At q_1=1 and q_2=-1 we recover the action of the simple reflection s_i:

sage: KW.demazure_lusztig_operator_on_basis(w, 0, 1, -1)
B[323123]
sage: KW.demazure_lusztig_operator_on_basis(w, 1, 1, -1)
B[1231]
sage: KW.demazure_lusztig_operator_on_basis(w, 2, 1, -1)
B[1232]
sage: KW.demazure_lusztig_operator_on_basis(w, 3, 1, -1)
B[12]
demazure_lusztig_operators(q1, q2, side='right', affine=True)

Return the Demazure Lusztig operators acting on self.

INPUT:

  • q1,q2 – two elements of the ground ring K
  • side – “left” or “right” (default: “right”): which side to act upon
  • affine – a boolean (default: True)

The Demazure-Lusztig operator T_i is the linear map R\rightarrow R obtained by interpolating between the simple projection \pi_i (see CoxeterGroups.ElementMethods.simple_projection()) and the simple reflection s_i so that T_i has eigenvalues q_1 and q_2.

(q_1+q_2) \pi_i -q_2 s_i

The Demazure-Lusztig operators give the usual representation of the operators T_i of the q_1,q_2 Hecke algebra associated to the Coxeter group.

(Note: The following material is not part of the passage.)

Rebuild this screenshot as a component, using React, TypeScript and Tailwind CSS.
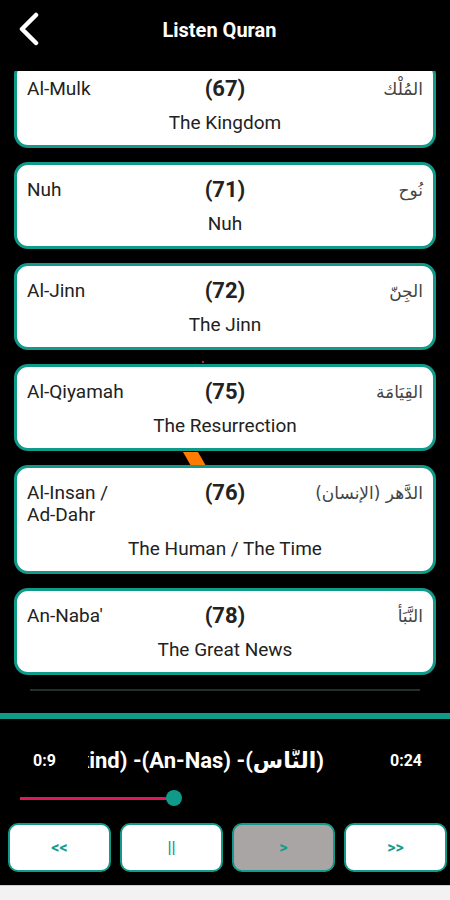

For a finite Coxeter group, and if affine=True, the Demazure-Lusztig operators T_1,\dots,T_n are completed by T_0 to implement the level 0 action of the affine Hecke algebra.

EXAMPLES:

sage: W = WeylGroup(["B",3])
sage: W.element_class._repr_=lambda x: "".join(str(i) for i in x.reduced_word())
sage: K = QQ['q1,q2']
sage: q1, q2 = K.gens()
sage: KW = W.algebra(K)
sage: T = KW.demazure_lusztig_operators(q1, q2, affine=True)
sage: x = KW.monomial(W.an_element()); x
B[123]
sage: T[0](x)
(-q2)*B[323123] + (q1+q2)*B[123]
sage: T[1](x)
q1*B[1231]
sage: T[2](x)
q1*B[1232]
sage: T[3](x)
(q1+q2)*B[123] + (-q2)*B[12]

sage: T._test_relations()

Note

For a finite Weyl group W, the level 0 action of the affine Weyl group \tilde W only depends on the Coxeter diagram of the affinization, not its Dynkin diagram. Hence it is possible to explore all cases using only untwisted affinizations.